■ **Prompt**: Only the lines from the start of the data through the line with "border-2 rounded-[6px] bg-white" belong in the copy. Restate them word for word, minus the pictures.

■ **Records for this exercise**:
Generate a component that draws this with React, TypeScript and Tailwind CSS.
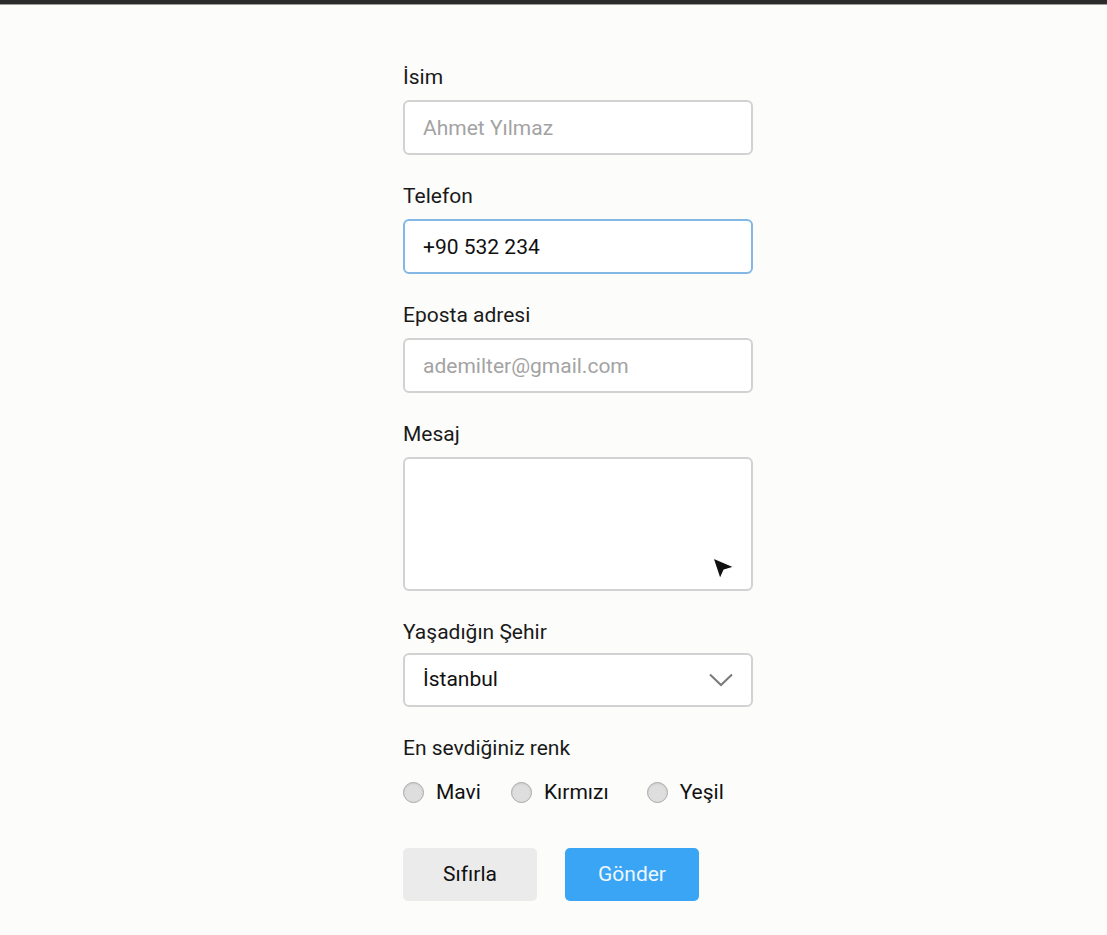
import React, { useState } from "react";

const labelCls = "block text-[21px] leading-[24px] text-[#1a1a1a] mb-[11px]";
const boxCls =
  "w-full border-2 rounded-[6px] bg-white px-[18px] text-[21px] text-[#111] outline-none placeholder:text-[#a3a3a3]";

const Radio = ({ label, checked, onClick }: { label: string; checked: boolean; onClick: () => void }) => (
  <label className="flex items-center cursor-pointer" onClick={onClick}>
    <span className="w-[21px] h-[21px] rounded-full border border-[#a9a9a9] bg-[#dedede] shadow-[inset_0_1px_2px_rgba(0,0,0,0.08)] flex items-center justify-center">
      {checked && <span className="w-[9px] h-[9px] rounded-full bg-[#3aa5f5]" />}
    </span>
    <span className="ml-[12px] text-[21px] leading-[24px] text-[#111]">{label}</span>
  </label>
);

const App = () => {
  const [phone, setPhone] = useState("+90 532 234");
  const [color, setColor] = useState("");

  return (
    <div className="min-h-screen bg-[#fcfcfa] relative" style={{ fontFamily: "Roboto, 'Noto Sans', sans-serif" }}>
      <div className="h-[4px] bg-[#2b2b2b]" />
      <div className="h-[1px] bg-[#9c9c9c]" />

      <form className="ml-[403px] w-[350px] pt-[60px] flex flex-col gap-[29px]" onSubmit={(e) => e.preventDefault()}>
        <div>
          <label className={labelCls}>İsim</label>
          <input className={`${boxCls} border-[#d2d2d2] h-[55px]`} placeholder="Ahmet Yılmaz" />
        </div>
        <div>
          <label className={labelCls}>Telefon</label>
          <input
            className={`${boxCls} h-[55px] border-[#82b8e3]`}
            value={phone}
            onChange={(e) => setPhone(e.target.value)}
          />
        </div>
        <div>
          <label className={labelCls}>Eposta adresi</label>
          <input className={`${boxCls} border-[#d2d2d2] h-[55px]`} placeholder="ademilter@gmail.com" />
        </div>
        <div>
          <label className={labelCls}>Mesaj</label>
          <textarea className={`${boxCls} border-[#d2d2d2] h-[134px] block resize-none py-3`} />
        </div>
        <div>
          <label className="block text-[21px] leading-[24px] text-[#1a1a1a] mb-[9px]">Yaşadığın Şehir</label>
          <div className={`${boxCls} border-[#d2d2d2] h-[54px] flex items-center justify-between pr-[18px]`}>
            <span>İstanbul</span>
            <svg width="24" height="14" viewBox="0 0 24 14" fill="none" stroke="#7a7a7a" strokeWidth="2">
              <path d="M1 1.5 L12 12 L23 1.5" />
            </svg>
          </div>
        </div>
        <div>
          <div className="text-[21px] leading-[24px] text-[#1a1a1a]">En sevdiğiniz renk</div>
          <div className="flex mt-[20px]">
            <Radio label="Mavi" checked={color === "mavi"} onClick={() => setColor("mavi")} />
            <div className="ml-[30px]">
              <Radio label="Kırmızı" checked={color === "kirmizi"} onClick={() => setColor("kirmizi")} />
            </div>
            <div className="ml-[38px]">
              <Radio label="Yeşil" checked={color === "yesil"} onClick={() => setColor("yesil")} />
            </div>
          </div>
        </div>
        <div className="flex gap-[28px] mt-[15px]">
          <button type="reset" className="w-[134px] h-[53px] rounded-[5px] bg-[#ebebeb] text-[21px] text-[#111]">
            Sıfırla
          </button>
          <button type="submit" className="w-[134px] h-[53px] rounded-[5px] bg-[#3aa5f5] text-[21px] text-[#eef7ff]">
            Gönder
          </button>
        </div>
      </form>

      <svg className="absolute left-[711px] top-[556px]" width="26" height="26" viewBox="0 0 26 26">
        <path d="M2 2 L23 11 L13 14 L9 23 Z" fill="#111" stroke="#fff" strokeWidth="1.2" strokeLinejoin="round" />
      </svg>
    </div>
  );
};

export default App;
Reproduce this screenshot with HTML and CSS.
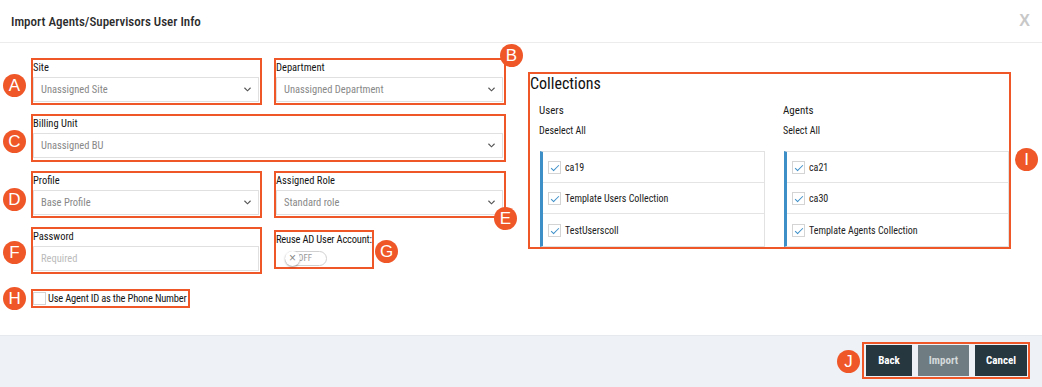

■ **The output**:
Generate a component that draws this with React, TypeScript and Tailwind CSS.
import React, { useState } from "react";

const labelCls = "block text-[21px] leading-[24px] text-[#1a1a1a] mb-[11px]";
const boxCls =
  "w-full border-2 rounded-[6px] bg-white px-[18px] text-[21px] text-[#111] outline-none placeholder:text-[#a3a3a3]";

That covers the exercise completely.